Give back every line exactly as it appears, pictures excluded.

========

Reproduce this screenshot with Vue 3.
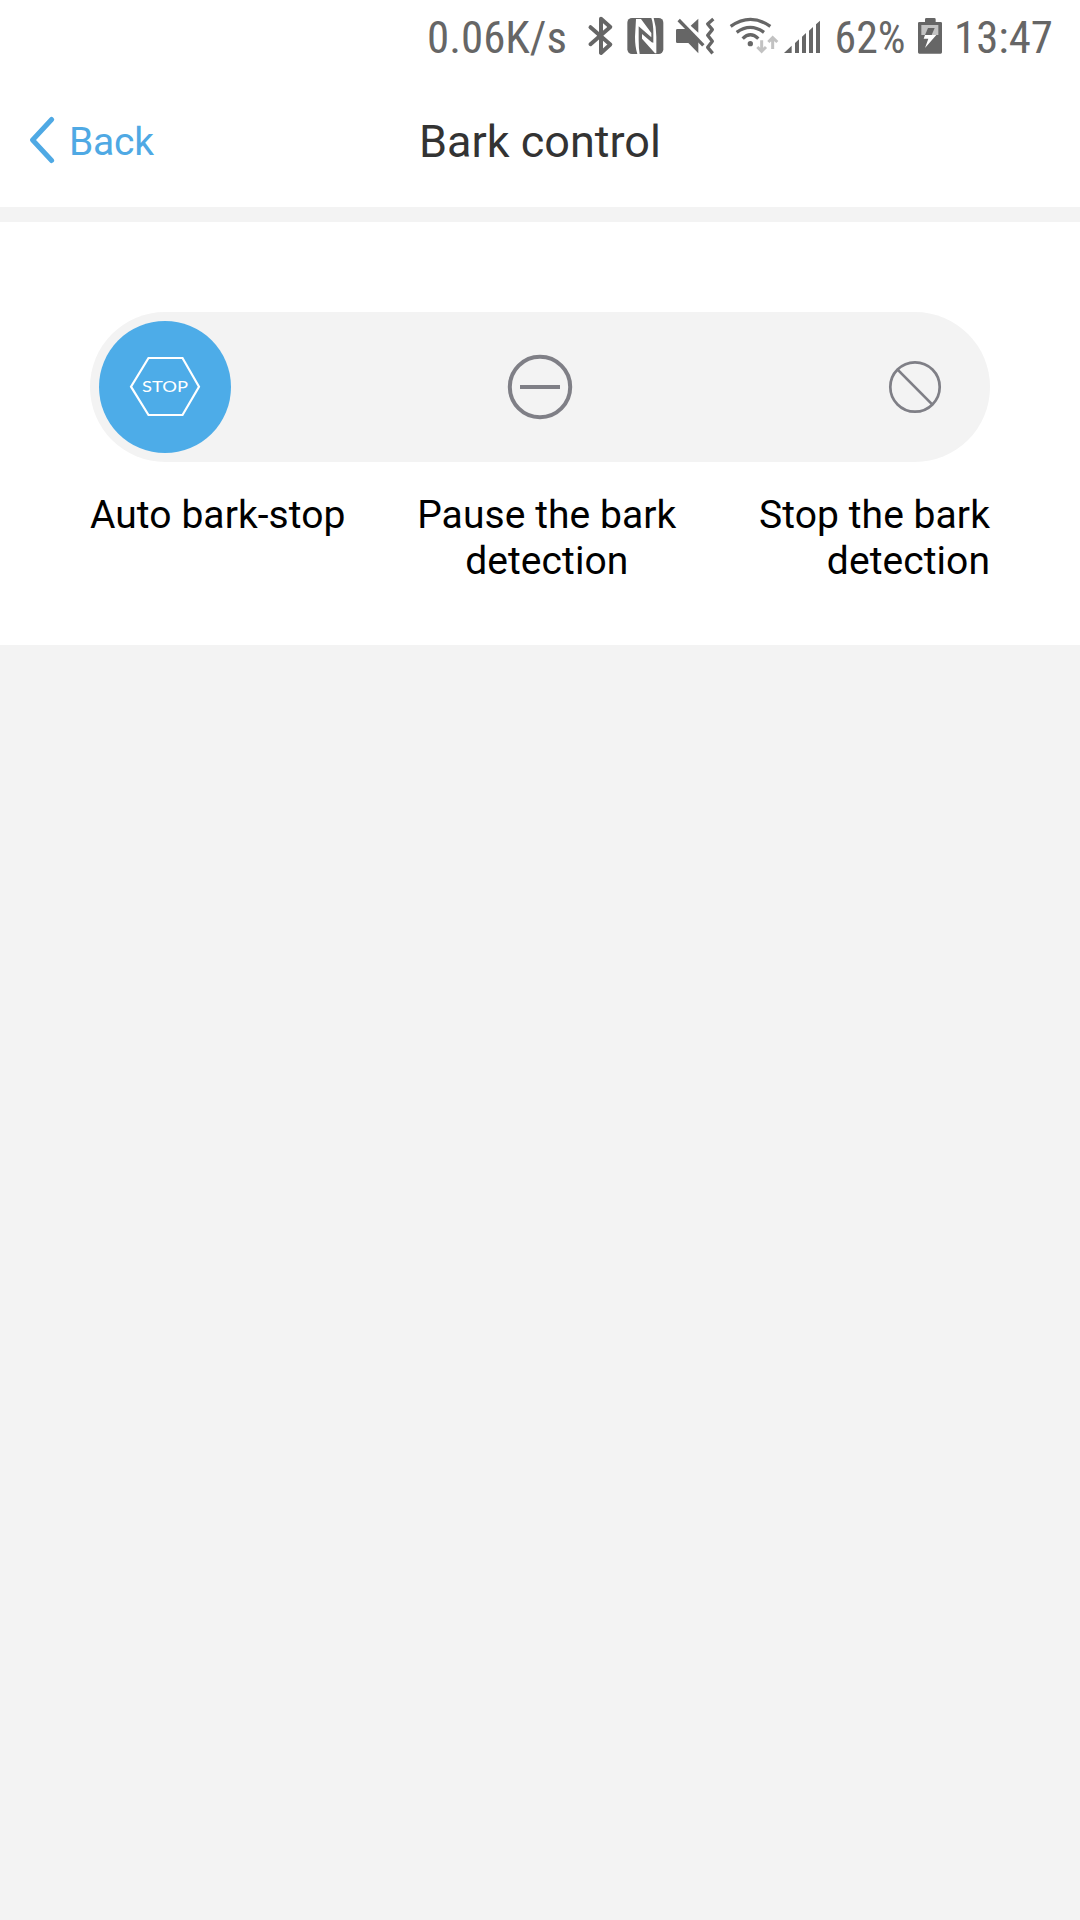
<template>
  <div class="page">
    <div class="status-bar">
      <svg width="150" height="72" viewBox="425 0 150 72">
        <text class="status-text" x="427" y="53" textLength="140" lengthAdjust="spacingAndGlyphs">0.06K/s</text>
      </svg>
      <!-- bluetooth -->
      <svg width="45" height="72" viewBox="575 0 45 72">
        <path class="line" stroke-width="4" d="M590.5 27.2 L610.3 44.5 L601 53 V18.8 L610.3 27 L590.5 44.2" />
      </svg>
      <!-- nfc -->
      <svg width="50" height="72" viewBox="150 0 150 216">
        <rect class="solid" x="172" y="54" width="108" height="108" rx="14" />
        <path fill="#fff" d="M198 57 H213 L244 99 V112 L206 79 V120 Q206 145 209 162 H202 Q195 140 195 110 Z" />
        <path fill="#fff" d="M244 54 H251 Q259 80 259 110 V160 H255 L216 116 V102 L245 127 L250 128 V100 Q250 70 244 54 Z" />
      </svg>
      <!-- sound off / vibrate -->
      <svg width="52" height="72" viewBox="300 0 156 216">
        <path class="solid" d="M385 56 V98 L362 77 Z" />
        <path class="solid" d="M322 87 H350 L385 122 V160 L355 129 H322 Q318 129 318 125 V91 Q318 87 322 87 Z" />
        <path class="line butt" stroke-width="10" d="M326 60 L400 136" />
        <path class="line butt" stroke-width="10" d="M430 57 L413 72 L427 89 L413 106 L427 124 L413 142 L428 160" />
      </svg>
      <!-- wifi -->
      <svg width="60" height="72" viewBox="36 0 180 216">
        <circle class="solid" cx="121" cy="131" r="8" />
        <path class="line butt" stroke-width="10" d="M98 116 Q121 93 145 116 M80 97 Q121 67 162 97 M62 79 Q121 37 181 79" />
        <path fill="none" stroke="#c2c2c2" stroke-width="9" d="M155 121 V152 M142 141 L155 154 L168 141 M188 147 V114 M175 126 L188 113 L202 126" />
      </svg>
      <!-- signal -->
      <svg width="46" height="72" viewBox="216 0 138 216">
        <path class="solid" d="M222 159 L245 137 V159 Z M255 159 V129 L267 118 V159 Z M276 159 V110 L288 99 V159 Z M297 159 V92 L309 81 V159 Z M318 159 V73 L330 62 V159 Z" />
      </svg>
      <svg width="84" height="72" viewBox="828 0 84 72">
        <text class="status-text" x="834.5" y="53" textLength="71" lengthAdjust="spacingAndGlyphs">62%</text>
      </svg>
      <!-- battery -->
      <svg width="36" height="72" viewBox="276 0 108 216">
        <path class="solid" d="M315 66 V58 Q315 54 319 54 H343 Q347 54 347 58 V66 H362 Q366 66 366 70 V157 Q366 161 362 161 H298 Q294 161 294 157 V70 Q294 66 298 66 Z" />
        <rect x="304" y="75" width="51" height="30" fill="#c2c2c2" />
        <path class="solid" d="M324 84 H344 L335 105 H315 Z" />
        <path fill="#fff" d="M315 105 H349 L315 144 L325 116 H311 Z" />
      </svg>
      <svg width="132" height="72" viewBox="948 0 132 72">
        <text class="status-text" x="954" y="53" textLength="99" lengthAdjust="spacingAndGlyphs">13:47</text>
      </svg>
    </div>

    <header class="header">
      <button class="back" type="button">
        <svg width="26" height="48" viewBox="0 0 26 48">
          <path d="M22.6 3.5 L3.6 24 L22.6 44.5" fill="none" stroke="#4fa9e4" stroke-width="5" stroke-linecap="round" stroke-linejoin="round" />
        </svg>
        <span>Back</span>
      </button>
      <h1 class="title">Bark control</h1>
    </header>

    <main class="panel">
      <div class="track">
        <button
          v-for="(mode, i) in modes"
          :key="mode.id"
          type="button"
          class="knob"
          :class="{ active: current === i }"
          @click="current = i"
        >
          <svg v-if="mode.id === 'auto'" width="132" height="132" viewBox="99 321 132 132">
            <path d="M148.5 358 H182.5 L199 386.7 L182.5 415 H148.5 L131 386.7 Z" fill="none" stroke="currentColor" stroke-width="2.2" />
            <text class="stop-text" x="142" y="392" textLength="46" lengthAdjust="spacingAndGlyphs">STOP</text>
          </svg>
          <svg v-else-if="mode.id === 'pause'" width="132" height="132" viewBox="474 321 132 132">
            <circle cx="540" cy="387" r="30.2" fill="none" stroke="currentColor" stroke-width="4" />
            <path d="M520 387 H560" stroke="currentColor" stroke-width="4" />
          </svg>
          <svg v-else width="132" height="132" viewBox="849 321 132 132">
            <circle cx="915" cy="387" r="24.7" fill="none" stroke="currentColor" stroke-width="2.7" />
            <path d="M897.6 369.6 L932.4 404.6" stroke="currentColor" stroke-width="2.7" />
          </svg>
        </button>
      </div>
      <div class="labels">
        <span v-for="mode in modes" :key="mode.id" :class="['label', mode.id]">{{ mode.label }}</span>
      </div>
    </main>
  </div>
</template>

<script setup>
import { ref } from 'vue';

const current = ref(0);

const modes = [
  { id: 'auto', label: 'Auto bark-stop' },
  { id: 'pause', label: 'Pause the bark\ndetection' },
  { id: 'stop', label: 'Stop the bark\ndetection' },
];
</script>

<style>
body {
  margin: 0;
  background: #f3f3f3;
}
</style>

<style scoped>
.page {
  min-height: 1920px;
  background: #f3f3f3;
  font-family: Roboto, 'Liberation Sans', sans-serif;
}
button {
  border: 0;
  padding: 0;
  background: none;
  font: inherit;
}
svg {
  display: block;
  flex: none;
}
.status-bar {
  display: flex;
  justify-content: flex-end;
  height: 72px;
  background: #fff;
}
.status-text {
  font-family: 'Roboto Condensed', Roboto, sans-serif;
  font-size: 45px;
  fill: #666;
}
.solid {
  fill: #666;
}
.line {
  fill: none;
  stroke: #666;
  stroke-linecap: round;
  stroke-linejoin: round;
}
.line.butt {
  stroke-linecap: butt;
}
.header {
  display: grid;
  grid-template-columns: 1fr auto 1fr;
  align-items: center;
  box-sizing: border-box;
  height: 135px;
  padding: 0 29px;
  background: #fff;
}
.back {
  display: flex;
  align-items: center;
  gap: 14px;
  color: #4fa9e4;
  font-size: 39px;
  line-height: 46px;
}
.back span {
  padding-top: 5px;
  letter-spacing: -0.2px;
}
.title {
  margin: 0;
  padding-top: 5px;
  color: #333;
  font-size: 45px;
  font-weight: 400;
  line-height: 54px;
}
.panel {
  box-sizing: border-box;
  height: 423px;
  margin-top: 15px;
  padding: 90px 90px 0;
  background: #fff;
}
.track {
  display: flex;
  justify-content: space-between;
  align-items: center;
  box-sizing: border-box;
  height: 150px;
  padding: 0 9px;
  border-radius: 75px;
  background: #f3f3f3;
}
.knob {
  width: 132px;
  height: 132px;
  border-radius: 50%;
  color: #7f7f86;
}
.knob.active {
  background: #4dace8;
  color: #fff;
}
.stop-text {
  font-family: Lato, sans-serif;
  font-size: 16px;
  fill: currentColor;
}
.labels {
  display: flex;
  justify-content: space-between;
  align-items: flex-start;
  padding-top: 30px;
}
.label {
  color: #000;
  font-size: 39px;
  letter-spacing: 0.07px;
  line-height: 46px;
  white-space: pre-line;
}
.label.pause {
  margin-right: 11px;
  text-align: center;
}
.label.stop {
  text-align: right;
}
</style>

========

* SOLVED EXERCISE *
Reproduce this screenshot with Vue 3.
<template>
  <div class="page">
    <div class="status-bar">
      <svg width="150" height="72" viewBox="425 0 150 72">
        <text class="status-text" x="427" y="53" textLength="140" lengthAdjust="spacingAndGlyphs">0.06K/s</text>
      </svg>
      <!-- bluetooth -->
      <svg width="45" height="72" viewBox="575 0 45 72">
        <path class="line" stroke-width="4" d="M590.5 27.2 L610.3 44.5 L601 53 V18.8 L610.3 27 L590.5 44.2" />
      </svg>
      <!-- nfc -->
      <svg width="50" height="72" viewBox="150 0 150 216">
        <rect class="solid" x="172" y="54" width="108" height="108" rx="14" />
        <path fill="#fff" d="M198 57 H213 L244 99 V112 L206 79 V120 Q206 145 209 162 H202 Q195 140 195 110 Z" />
        <path fill="#fff" d="M244 54 H251 Q259 80 259 110 V160 H255 L216 116 V102 L245 127 L250 128 V100 Q250 70 244 54 Z" />
      </svg>
      <!-- sound off / vibrate -->
      <svg width="52" height="72" viewBox="300 0 156 216">
        <path class="solid" d="M385 56 V98 L362 77 Z" />
        <path class="solid" d="M322 87 H350 L385 122 V160 L355 129 H322 Q318 129 318 125 V91 Q318 87 322 87 Z" />
        <path class="line butt" stroke-width="10" d="M326 60 L400 136" />
        <path class="line butt" stroke-width="10" d="M430 57 L413 72 L427 89 L413 106 L427 124 L413 142 L428 160" />
      </svg>
      <!-- wifi -->
      <svg width="60" height="72" viewBox="36 0 180 216">
        <circle class="solid" cx="121" cy="131" r="8" />
        <path class="line butt" stroke-width="10" d="M98 116 Q121 93 145 116 M80 97 Q121 67 162 97 M62 79 Q121 37 181 79" />
        <path fill="none" stroke="#c2c2c2" stroke-width="9" d="M155 121 V152 M142 141 L155 154 L168 141 M188 147 V114 M175 126 L188 113 L202 126" />
      </svg>
      <!-- signal -->
      <svg width="46" height="72" viewBox="216 0 138 216">
        <path class="solid" d="M222 159 L245 137 V159 Z M255 159 V129 L267 118 V159 Z M276 159 V110 L288 99 V159 Z M297 159 V92 L309 81 V159 Z M318 159 V73 L330 62 V159 Z" />
      </svg>
      <svg width="84" height="72" viewBox="828 0 84 72">
        <text class="status-text" x="834.5" y="53" textLength="71" lengthAdjust="spacingAndGlyphs">62%</text>
      </svg>
      <!-- battery -->
      <svg width="36" height="72" viewBox="276 0 108 216">
        <path class="solid" d="M315 66 V58 Q315 54 319 54 H343 Q347 54 347 58 V66 H362 Q366 66 366 70 V157 Q366 161 362 161 H298 Q294 161 294 157 V70 Q294 66 298 66 Z" />
        <rect x="304" y="75" width="51" height="30" fill="#c2c2c2" />
        <path class="solid" d="M324 84 H344 L335 105 H315 Z" />
        <path fill="#fff" d="M315 105 H349 L315 144 L325 116 H311 Z" />
      </svg>
      <svg width="132" height="72" viewBox="948 0 132 72">
        <text class="status-text" x="954" y="53" textLength="99" lengthAdjust="spacingAndGlyphs">13:47</text>
      </svg>
    </div>

    <header class="header">
      <button class="back" type="button">
        <svg width="26" height="48" viewBox="0 0 26 48">
          <path d="M22.6 3.5 L3.6 24 L22.6 44.5" fill="none" stroke="#4fa9e4" stroke-width="5" stroke-linecap="round" stroke-linejoin="round" />
        </svg>
        <span>Back</span>
      </button>
      <h1 class="title">Bark control</h1>
    </header>

    <main class="panel">
      <div class="track">
        <button
          v-for="(mode, i) in modes"
          :key="mode.id"
          type="button"
          class="knob"
          :class="{ active: current === i }"
          @click="current = i"
        >
          <svg v-if="mode.id === 'auto'" width="132" height="132" viewBox="99 321 132 132">
            <path d="M148.5 358 H182.5 L199 386.7 L182.5 415 H148.5 L131 386.7 Z" fill="none" stroke="currentColor" stroke-width="2.2" />
            <text class="stop-text" x="142" y="392" textLength="46" lengthAdjust="spacingAndGlyphs">STOP</text>
          </svg>
          <svg v-else-if="mode.id === 'pause'" width="132" height="132" viewBox="474 321 132 132">
            <circle cx="540" cy="387" r="30.2" fill="none" stroke="currentColor" stroke-width="4" />
            <path d="M520 387 H560" stroke="currentColor" stroke-width="4" />
          </svg>
          <svg v-else width="132" height="132" viewBox="849 321 132 132">
            <circle cx="915" cy="387" r="24.7" fill="none" stroke="currentColor" stroke-width="2.7" />
            <path d="M897.6 369.6 L932.4 404.6" stroke="currentColor" stroke-width="2.7" />
          </svg>
        </button>
      </div>
      <div class="labels">
        <span v-for="mode in modes" :key="mode.id" :class="['label', mode.id]">{{ mode.label }}</span>
      </div>
    </main>
  </div>
</template>

<script setup>
import { ref } from 'vue';

const current = ref(0);

const modes = [
  { id: 'auto', label: 'Auto bark-stop' },
  { id: 'pause', label: 'Pause the bark\ndetection' },
  { id: 'stop', label: 'Stop the bark\ndetection' },
];
</script>

<style>
body {
  margin: 0;
  background: #f3f3f3;
}
</style>

<style scoped>
.page {
  min-height: 1920px;
  background: #f3f3f3;
  font-family: Roboto, 'Liberation Sans', sans-serif;
}
button {
  border: 0;
  padding: 0;
  background: none;
  font: inherit;
}
svg {
  display: block;
  flex: none;
}
.status-bar {
  display: flex;
  justify-content: flex-end;
  height: 72px;
  background: #fff;
}
.status-text {
  font-family: 'Roboto Condensed', Roboto, sans-serif;
  font-size: 45px;
  fill: #666;
}
.solid {
  fill: #666;
}
.line {
  fill: none;
  stroke: #666;
  stroke-linecap: round;
  stroke-linejoin: round;
}
.line.butt {
  stroke-linecap: butt;
}
.header {
  display: grid;
  grid-template-columns: 1fr auto 1fr;
  align-items: center;
  box-sizing: border-box;
  height: 135px;
  padding: 0 29px;
  background: #fff;
}
.back {
  display: flex;
  align-items: center;
  gap: 14px;
  color: #4fa9e4;
  font-size: 39px;
  line-height: 46px;
}
.back span {
  padding-top: 5px;
  letter-spacing: -0.2px;
}
.title {
  margin: 0;
  padding-top: 5px;
  color: #333;
  font-size: 45px;
  font-weight: 400;
  line-height: 54px;
}
.panel {
  box-sizing: border-box;
  height: 423px;
  margin-top: 15px;
  padding: 90px 90px 0;
  background: #fff;
}
.track {
  display: flex;
  justify-content: space-between;
  align-items: center;
  box-sizing: border-box;
  height: 150px;
  padding: 0 9px;
  border-radius: 75px;
  background: #f3f3f3;
}
.knob {
  width: 132px;
  height: 132px;
  border-radius: 50%;
  color: #7f7f86;
}
.knob.active {
  background: #4dace8;
  color: #fff;
}
.stop-text {
  font-family: Lato, sans-serif;
  font-size: 16px;
  fill: currentColor;
}
.labels {
  display: flex;
  justify-content: space-between;
  align-items: flex-start;
  padding-top: 30px;
}
.label {
  color: #000;
  font-size: 39px;
  letter-spacing: 0.07px;
  line-height: 46px;
  white-space: pre-line;
}
.label.pause {
  margin-right: 11px;
  text-align: center;
}
.label.stop {
  text-align: right;
}
</style>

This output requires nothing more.